Making the Music Backstage

But before the stories…

If you’re an aspiring performer, go now to today’s brief and cogent post on Grecchinois. Excerpt: “…apprenticeships are about planning for the future as much as they are about honing one’s craft. The reality is that when it comes down to it, this is a job, just like any other, and it is the task at hand that is the priority – not my development and career trajectory. It makes me wonder how much more I would have learned as a Studio artist here had I not been so focused on the future and gave more of my attention to the tasks that were at hand then.”

Jason Heath’s orchestra pit post put me in an anecdotal mood last week, resulting in my previous entry about my own orchestra pit moments and today’s sequel about backstage conducting. I surprise myself by being able to remember these moments at all, for my pitiful longterm memory is the stuff of legend. But they say that our memories are only as good as the stories we tell, and I guess I’ve called on these tales often enough to retain them. (The fact that they’ve supplanted all remembrance of things like my children’s childhoods and my own wedding is a bit frustrating, though…)


There are princes in this Fach, but some of the prime scum of the business, too. I had the pleasure of conducting backstage during Trovatore, and the offstage tenor & harp serenade had to be performed from the lockrail. That meant that the singer, harpist and I were dozens of feet above stage right on a skinny catwalk with a cranky member of the stage crew. The harpist and I spent the whole time trying to keep the two testosterone-charged gentlemen from killing each other – one hurling curses in English, and other in Italian. Earlier in the show, offstage left, when I was desperately trying to conduct the chorus nuns, this same divo took the opportunity to whisper in my ear that “women shouldn’t conduct because there are always four things moving, and you don’t know which two to watch.” [Insert my unprintable epithet here.]


I worked at Washington (National) Opera at a time when the company was a healthy but smaller (than now) regional company with a shoestring staff. There were seasons that three of us coaches covered all 8 shows. Looking back, I’m not sure now how or why I did it. There was one performance of Barber that was simultaneous with a board meeting across the street at the Watergate. I had to accompany a singer at the board meeting and conduct the men’s chorus in the Barber Act I Finale (“La forza! La f’orza! Aprite qua!”) The stage manager’s score showed me exactly how many minutes into the act the chorus sang, and I sat at the board dinner watching the minutes tick by until I was supposed to be waving my arms backstage right. (This was pre-cell phone, so there was no real-time communication possible with anyone in the theatre.) Of course, the dinner dragged on, I pushed the hapless singer through her aria at what must’ve been an alarmingly vivace pace, and ran across the plaza with only 15 seconds to spare, breaking a heel of my only set of pumps in the process. (Yes, those guys could’ve sung “La forza” just as well without me, but it was my job to be there. And I was terrified of losing it.)

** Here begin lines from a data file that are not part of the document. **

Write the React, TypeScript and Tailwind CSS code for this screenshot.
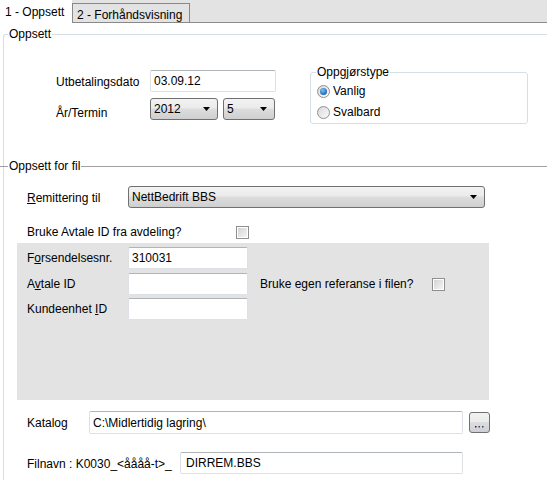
import React from "react";

const inputCls =
  "h-[22px] bg-white border border-[#dde1e6] border-t-[#b0b5ba] rounded-[2px] pl-[3px] flex items-center text-[12px] text-black";

function Select({ value, w }: { value: string; w: string }) {
  return (
    <div
      className={`${w} h-[22px] border border-[#707070] rounded-[3px] flex items-center justify-between pl-[3px] pr-[7px] bg-[linear-gradient(#f2f2f2_0%,#ebebeb_45%,#dddddd_50%,#cfcfcf_100%)]`}
    >
      <span>{value}</span>
      <svg width="7" height="4" viewBox="0 0 7 4">
        <path d="M0 0h7L3.5 4z" fill="#000" />
      </svg>
    </div>
  );
}

function Checkbox() {
  return (
    <div className="w-[13px] h-[13px] border border-[#8f8f8f] bg-white p-[1px]">
      <div className="w-full h-full bg-[linear-gradient(135deg,#d4d4d4,#f4f4f4)]" />
    </div>
  );
}

function Radio({ checked }: { checked?: boolean }) {
  return (
    <div className="w-[13px] h-[13px] rounded-full border border-[#8e8f8f] bg-[linear-gradient(135deg,#d8d8d8,#fbfbfb)] flex items-center justify-center">
      {checked && (
        <div className="w-[7px] h-[7px] rounded-full bg-[radial-gradient(circle_at_40%_35%,#7cc4f5,#1d69b8_70%,#134c8a)]" />
      )}
    </div>
  );
}

export default function App() {
  return (
    <div
      className="w-[547px] h-[480px] bg-white overflow-hidden text-[12px] text-black leading-[14px]"
      style={{ fontFamily: '"Liberation Sans", Arial, sans-serif' }}
    >
      {/* Tabs */}
      <div className="flex h-[23px] bg-[#e3e3e3]">
        <div className="w-[72px] bg-white pl-[5px] pt-[5px]">1 - Oppsett</div>
        <div className="self-end h-[20px] w-[118px] border border-[#898989] bg-[#e3e3e3] pl-[4px] pt-[4px]">
          2 - Forhåndsvisning
        </div>
        <div className="flex-1 border-b border-[#8c8c8c]" />
      </div>

      <fieldset className="mt-[4px] ml-[3px] border-t border-l border-[#d5dfe5] rounded-tl-[3px] min-w-0">
        <legend className="ml-[4px] px-[1px]">Oppsett</legend>

        <div className="flex items-start">
          <div className="mt-[29px] ml-[52px] flex flex-col gap-[5px]">
            <div className="flex items-center">
              <span className="w-[94px] pt-[2px]">Utbetalingsdato</span>
              <div className={`${inputCls} w-[126px]`}>03.09.12</div>
            </div>
            <div className="flex items-center">
              <span className="w-[94px] pt-[9px]">År/Termin</span>
              <Select value="2012" w="w-[68px]" />
              <div className="ml-[5px]">
                <Select value="5" w="w-[52px]" />
              </div>
            </div>
          </div>

          <fieldset className="mt-[24px] ml-[34px] w-[218px] h-[59px] border border-[#d5dfe5] rounded-[3px] pl-[6px]">
            <legend className="px-[1px] -ml-[1px]">Oppgjørstype</legend>
            <div className="flex items-center gap-[3px] mt-[5px]">
              <Radio checked />
              <span>Vanlig</span>
            </div>
            <div className="flex items-center gap-[3px] mt-[7px]">
              <Radio />
              <span>Svalbard</span>
            </div>
          </fieldset>
        </div>

        {/* Oppsett for fil separator */}
        <div className="flex items-center -ml-[4px] mt-[35px]">
          <div className="w-[8px] border-t border-[#a0a0a0]" />
          <span className="px-[1px]">Oppsett for fil</span>
          <div className="flex-1 border-t border-[#a0a0a0]" />
        </div>

        <div className="flex items-center ml-[23px] mt-[13px]">
          <span className="w-[101px] pt-[1px]">
            <span className="underline">R</span>emittering til
          </span>
          <Select value="NettBedrift BBS" w="w-[357px]" />
        </div>

        <div className="flex items-center ml-[23px] mt-[17px] h-[14px]">
          <span className="w-[209px]">Bruke Avtale ID fra avdeling?</span>
          <Checkbox />
        </div>

        {/* Gray panel */}
        <div className="ml-[13px] mt-[4px] w-[472px] h-[157px] bg-[#e3e3e3] pl-[10px] pt-[4px]">
          <div className="flex items-center">
            <span className="w-[101px]">
              F<span className="underline">o</span>rsendelsesnr.
            </span>
            <div className={`${inputCls} w-[120px] h-[21px]`}>310031</div>
          </div>
          <div className="flex items-center mt-[4px]">
            <span className="w-[101px]">
              A<span className="underline">v</span>tale ID
            </span>
            <div className={`${inputCls} w-[120px] h-[21px]`} />
            <span className="ml-[12px] w-[172px]">Bruke egen referanse i filen?</span>
            <Checkbox />
          </div>
          <div className="flex items-center mt-[3px]">
            <span className="w-[101px]">
              Kundeenhet <span className="underline">I</span>D
            </span>
            <div className={`${inputCls} w-[120px] h-[21px]`} />
          </div>
        </div>

        <div className="flex items-center ml-[23px] mt-[11px]">
          <span className="w-[62px]">Katalog</span>
          <div className={`${inputCls} w-[374px] h-[23px]`}>C:\Midlertidig lagring\</div>
          <div className="ml-[6px] w-[21px] h-[21px] border border-[#707070] rounded-[3px] bg-[linear-gradient(#f2f2f2_0%,#ebebeb_45%,#dddddd_50%,#cfcfcf_100%)] flex items-end justify-center pb-[4px]">
            <svg width="9" height="2" viewBox="0 0 9 2">
              <rect x="0" y="0" width="1.5" height="1.5" fill="#1a1a8a" />
              <rect x="3.5" y="0" width="1.5" height="1.5" fill="#8a1a6a" />
              <rect x="7" y="0" width="1.5" height="1.5" fill="#1a4a8a" />
            </svg>
          </div>
        </div>

        <div className="flex items-center ml-[23px] mt-[18px]">
          <span className="w-[153px] pt-[2px]">Filnavn : K0030_&lt;åååå-t&gt;_</span>
          <div className={`${inputCls} w-[283px] pl-[5px]`}>DIRREM.BBS</div>
        </div>
        <div className="h-[20px]" />
      </fieldset>
    </div>
  );
}
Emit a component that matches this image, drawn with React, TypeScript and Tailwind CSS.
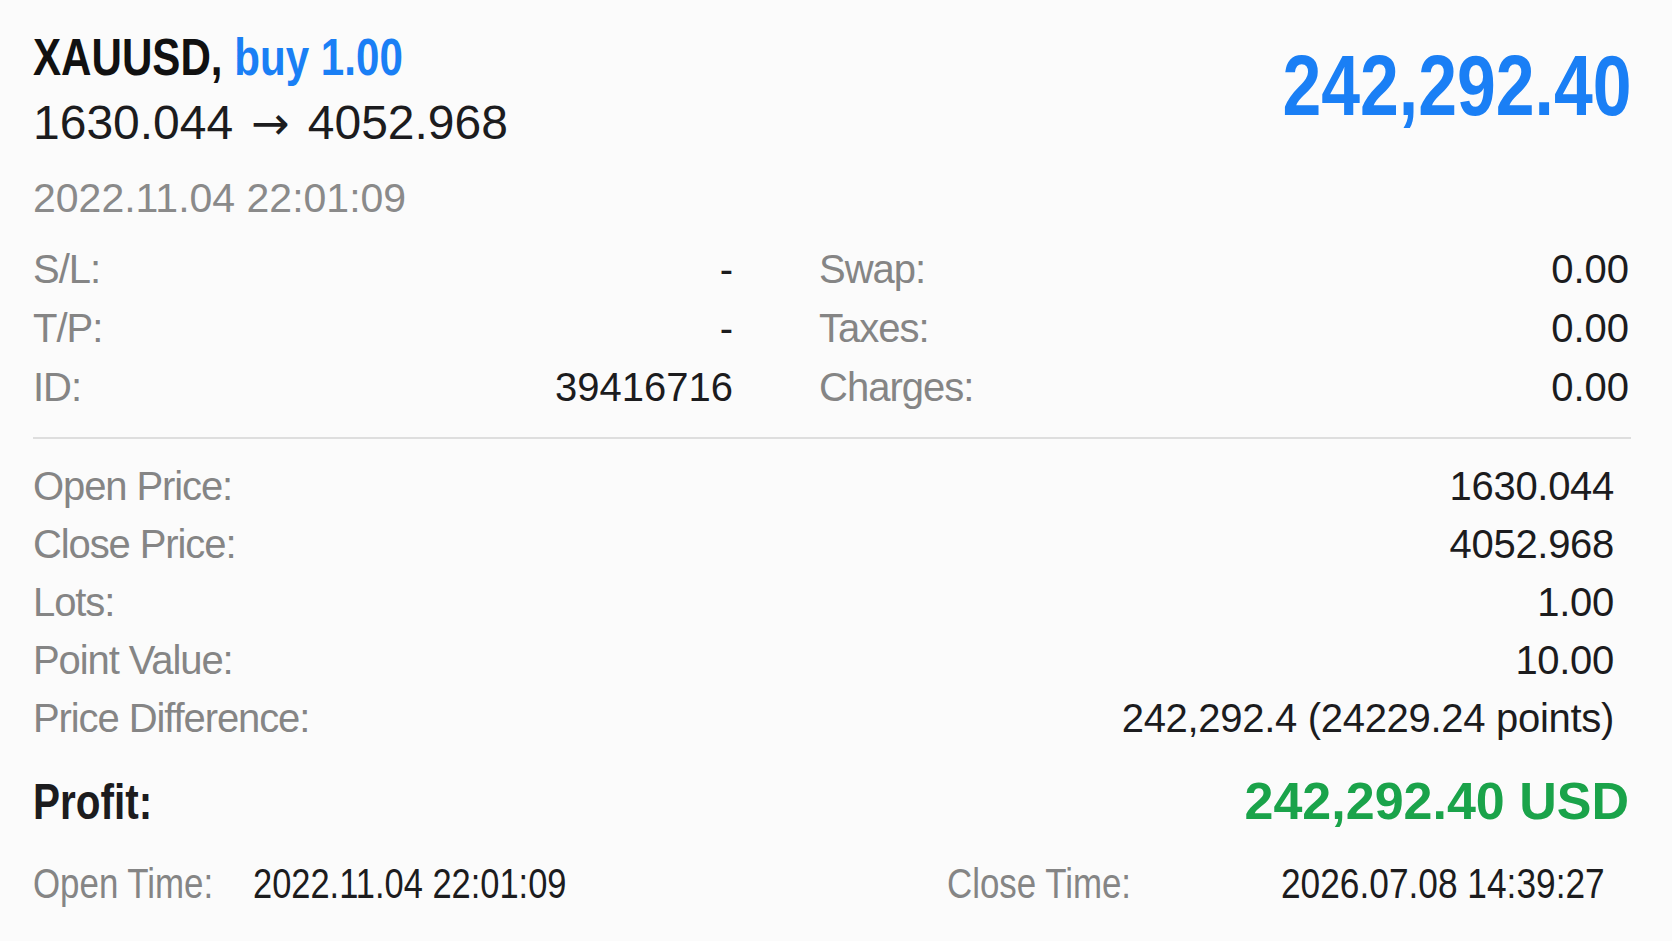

It seemed that the electronic organ was the last thing to be put into place during the shift before the Romeo & Juliette scene. And it needed to be played on the downbeat. Missed the cue many times in rehearsal, and of course, took the heat, in spite of the fact that I couldn’t make any sound come from the damn thing when it wasn’t plugged in yet. Between tech rehearsals and opening, I decided to bake up a storm every morning before work and take huge quantities of treats to the crew every evening. I have no scientific evidence that it worked (it was probably just due to increasing scene shift efficiency), but by opening, my keyboard was one of the first things to be set during the shift. (My ultra-feminist colleague was awash in horror and shame that I would stoop so low.)

Nike Ad

Sometimes, a backstage conductor is responsible for cueing an orchestra player who travels from the pit for an isolated musical moment. In Butterfly, there’s a gong that needs to be played from backstage prior to the Bonze’s entrance. I pleaded with the percussionist to leave a mallet backstage for emergencies, but to no avail. As I suspected, one night he arrived for the cue sans anything to hit the gong with. As he ran back downstairs, I did the math and realized he wouldn’t get back in time. I told my buddy Alan Held (a now internationally famous singer, then at the very beginning of his career, singing the Bonze) to pay no attention to whatever noise came from backstage when he made his entracne. I grabbed the closest thing I could find to the consistency of a mallet – my black Nike sneaker – warmed up the gong and let it rip. Almost had a grievance filed by the union (a non-card-carrying musician playing an instrument in a union house), but it blew over. Always thought I should’ve been in a “Just Do It” ad:)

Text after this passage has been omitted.